GOAL:
Repeat the material below exactly, with no pictures.

━━━━━ RECORD EXCERPTS

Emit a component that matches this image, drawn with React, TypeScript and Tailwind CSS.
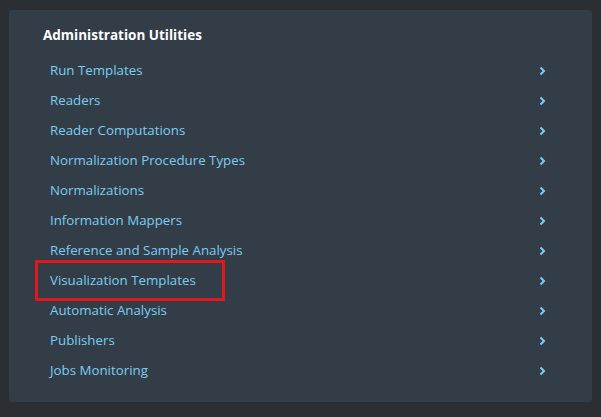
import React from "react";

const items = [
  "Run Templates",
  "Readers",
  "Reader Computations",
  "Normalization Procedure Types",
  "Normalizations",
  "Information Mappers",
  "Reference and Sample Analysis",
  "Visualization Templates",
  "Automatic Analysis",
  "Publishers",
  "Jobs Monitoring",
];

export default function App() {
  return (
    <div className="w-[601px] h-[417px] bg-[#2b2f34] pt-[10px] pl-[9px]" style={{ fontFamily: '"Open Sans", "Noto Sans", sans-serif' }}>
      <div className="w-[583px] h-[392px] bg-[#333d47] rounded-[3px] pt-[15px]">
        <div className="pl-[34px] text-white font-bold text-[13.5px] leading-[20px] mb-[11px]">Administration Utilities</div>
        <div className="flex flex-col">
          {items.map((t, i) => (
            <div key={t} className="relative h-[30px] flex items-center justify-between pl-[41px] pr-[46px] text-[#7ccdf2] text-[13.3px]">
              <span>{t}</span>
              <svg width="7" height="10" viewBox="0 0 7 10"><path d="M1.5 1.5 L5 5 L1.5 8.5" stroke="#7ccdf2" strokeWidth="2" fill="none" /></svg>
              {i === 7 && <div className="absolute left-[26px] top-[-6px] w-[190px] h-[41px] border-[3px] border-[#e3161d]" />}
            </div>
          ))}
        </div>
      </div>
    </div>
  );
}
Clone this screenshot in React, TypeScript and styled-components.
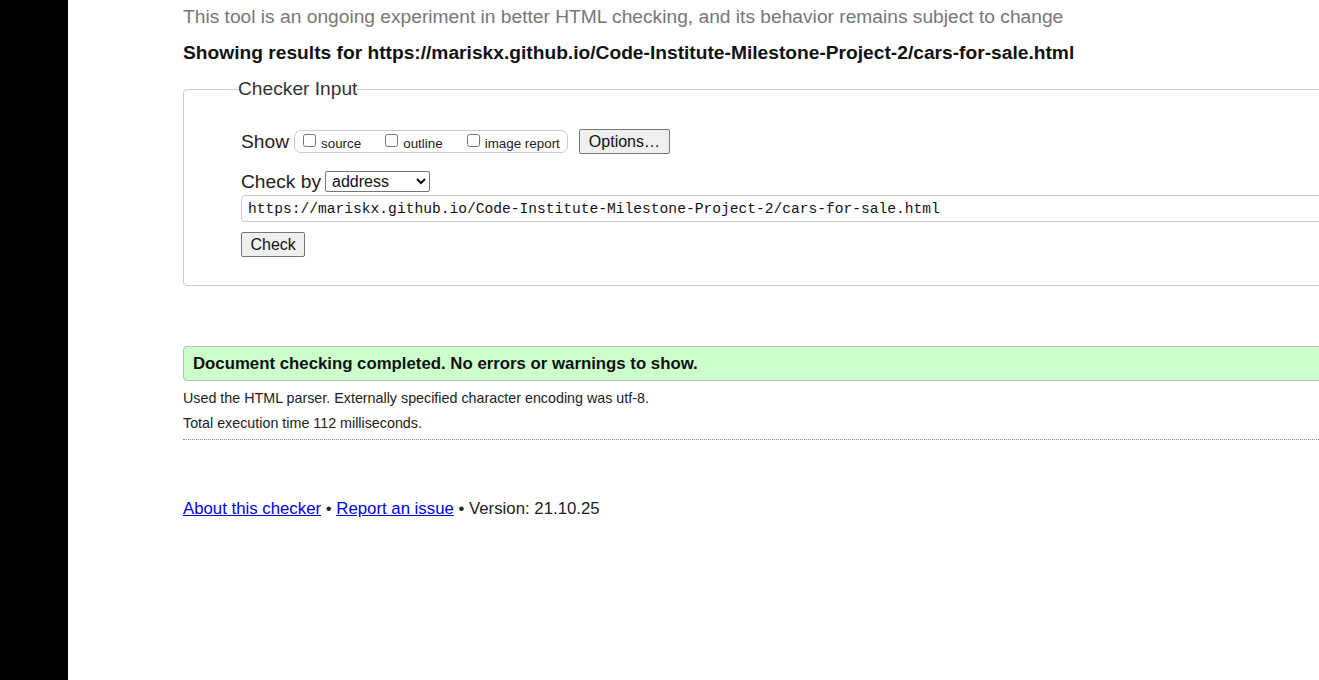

━━━━━━━━━━

THE COMPLETED TASK:
Emit a component that matches this image, drawn with React, TypeScript and Tailwind CSS.
import React from "react";

const items = [
  "Run Templates",
  "Readers",
  "Reader Computations",
  "Normalization Procedure Types",
  "Normalizations",
  "Information Mappers",
  "Reference and Sample Analysis",
  "Visualization Templates",
  "Automatic Analysis",
  "Publishers",
  "Jobs Monitoring",
];

export default function App() {
  return (
    <div className="w-[601px] h-[417px] bg-[#2b2f34] pt-[10px] pl-[9px]" style={{ fontFamily: '"Open Sans", "Noto Sans", sans-serif' }}>
      <div className="w-[583px] h-[392px] bg-[#333d47] rounded-[3px] pt-[15px]">
        <div className="pl-[34px] text-white font-bold text-[13.5px] leading-[20px] mb-[11px]">Administration Utilities</div>
        <div className="flex flex-col">
          {items.map((t, i) => (
            <div key={t} className="relative h-[30px] flex items-center justify-between pl-[41px] pr-[46px] text-[#7ccdf2] text-[13.3px]">
              <span>{t}</span>
              <svg width="7" height="10" viewBox="0 0 7 10"><path d="M1.5 1.5 L5 5 L1.5 8.5" stroke="#7ccdf2" strokeWidth="2" fill="none" /></svg>
              {i === 7 && <div className="absolute left-[26px] top-[-6px] w-[190px] h-[41px] border-[3px] border-[#e3161d]" />}
            </div>
          ))}
        </div>
      </div>
    </div>
  );
}
Clone this screenshot in React, TypeScript and styled-components.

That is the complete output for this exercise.